Oh, boy. Well none of us in the coffee house days set out to be a commercial success, because we didn't think that existed. So we set out to be good writers on the terms of the writing. That was our ambition. But of course, nothing is ever perfect, so you never actually achieve that ambition. Which is possibly, Tom, why you keep doing it. Maybe next time we'll be better. Or maybe it won't. You do not know.
So is success the quest?
For me it is because there is no "it." There isn't any "the success." So what would that consist of if you're not interested in big shiny material objects.
Before we go, your book title Dearly comes from a poem that mentions words that aren't often used anymore. So last question: Is there another word that you think doesn't get used often enough that we should bring back?
Oh, there are so many words that are not used very much. But I'm not sure you would necessarily bring them back because they're usually words for jobs that have become obsolete, like wheelwright. How many wheelwrights do you know? Milkman. There aren't any milkmen anymore. Farrier. There still are some farriers, but not a lot of them. So a lot of them are in that category, or the category of objects. But if you're in the King James Version of the Bible, you'll find quite a lot of obsolete words.
I think mine is a phrase that I love to use, which "for to make" make, like "I got some lemons out for to make some lemonade."
Yes, well, the "for to" locution you find a lot of 19th century folk songs, and sea shanties, and ballads and things like that. I was going to London for to meet so and so.
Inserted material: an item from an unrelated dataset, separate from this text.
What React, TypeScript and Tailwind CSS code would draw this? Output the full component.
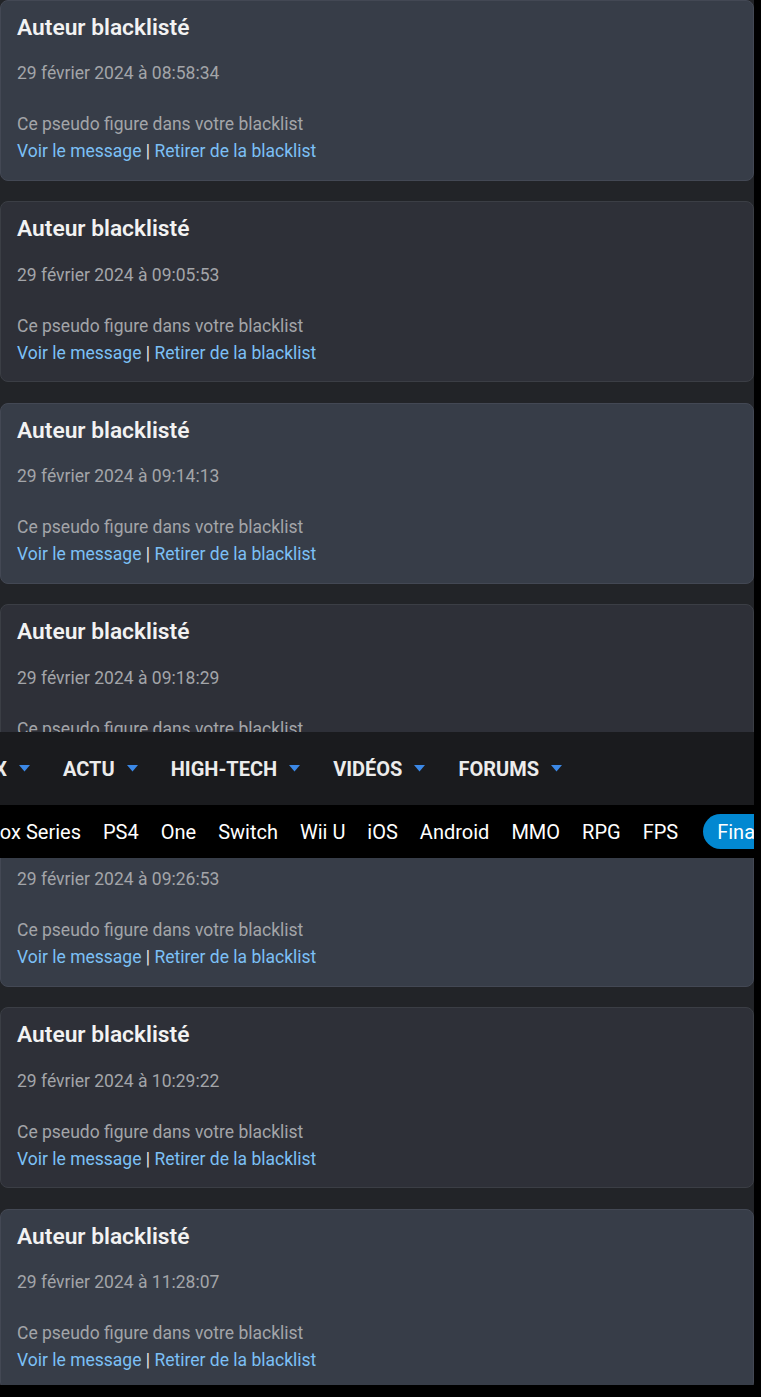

Yeah, that is a good example.
Any ones like that for you?
A lot of them are things that were substitutes for actual swear words that people don't use anymore because they use the actual swear words a lot more that they used to. So nobody says "jumping Jehosaphat" anymore, do they?
I think my mom actually still says "jumping Jehosaphat."
Well, there you go. And she probably says "Hail Columbia." It's a euphemism for h-e-l-l which people didn't used to pronounce.
Oh, yeah, we would say h-e-double hockey sticks.
[Laughs] I've never heard that. That's great.
So what's your favourite one of those? What's your favourite non-swear word swear word?
I think jumping Jehosaphat is pretty good. And my mother used to say Hail Columbia. "And then father would give us Hail Columbia." Took me a while to figure out what that meant.
My mother also says not on your tin type. Did you hear that before?
No, but I've heard "not on your Nelly." I don't know what it means. What is "your Nelly"? I do not know. There's a whole lot like gosh, and gee, and gee willikers and things like that that you see in old comic books.
My uncle Clem used to say "by jingo."
Yeah, exactly. Anyway, we could go on about that for some time.
I think we did. [Laughs]
I think we did too. Tom Powers rhymes with hours and hours. [Laughs]
Well, I've had a Hail Columbia of a time talking to you, Margaret. Thanks for your time.
Thank you. Take care of yourself now.